HashMap and HashSet Associative Array implementation for D

Features that restrict the implementation

Value reference returned by "in", should be valid after rehash ( but not after a remove). This restricts the implementation to using pointers to AA node entries.

Other features of AA implementations

The principle of Associative Arrays is to convert a key into a hash value as an index for a fast random access lookup into an array.

The table entry index is calculated as hash % table.length.

Table sizes are commonly selected from a table of prime numbers. This reduces index collisions, as compared to using powers of 2 for table sizes.

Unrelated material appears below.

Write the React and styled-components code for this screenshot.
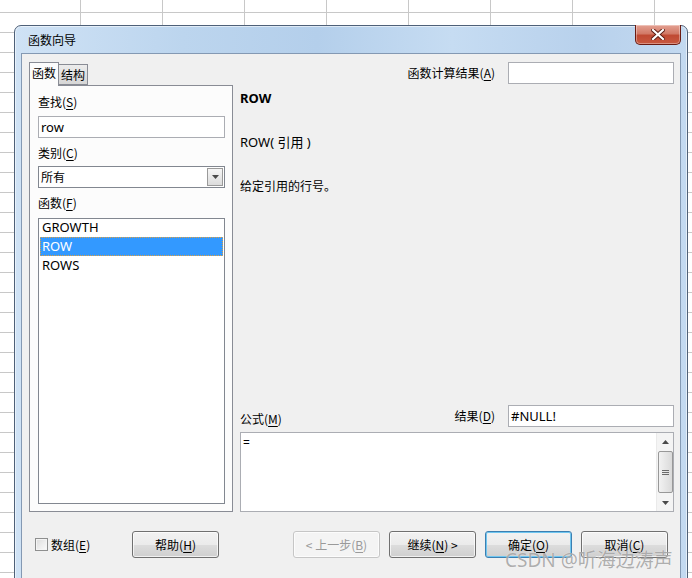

Implementations commonly define a Node data structure, which encapsulates the key, value association, and most often caches the hash value of the key as well.

The primary table stores Node pointers, and the Nodes are chained in a single linked list.

This implementation allows a loading ratio to be specified, and allows an initial capacity to be set. This turns out not to be much of a performance feature, more of a fine tuning.

So there are C interface functions to set and get capacity, and load ratio.

Node manual clean up.

Calling remove with an AA key deletes the AA node and will invalidate any pointers to the previous held value. There is no way to clean up all the nodes in one go except for calling remove for each and every key value. The initial version 2.043 has a bug in the opApply loop that prevents doing this while doing a foreach.

If all alias references to the AA disappear before all the nodes are deleted, then the runtime relies on the Garbage Collector to delete the pointer table and its nodes.

If some of the keys look like pointers, the GC may be unable to delete the nodes or the table. With a lot of random key values, this will lead to memory allocation and node insertion slowdown each time a Garbage Collection is run. The slowdown gets progressively larger with repeated runs, despite calling the GC to collect between runs.

There is a therefore a C function to support clear operations.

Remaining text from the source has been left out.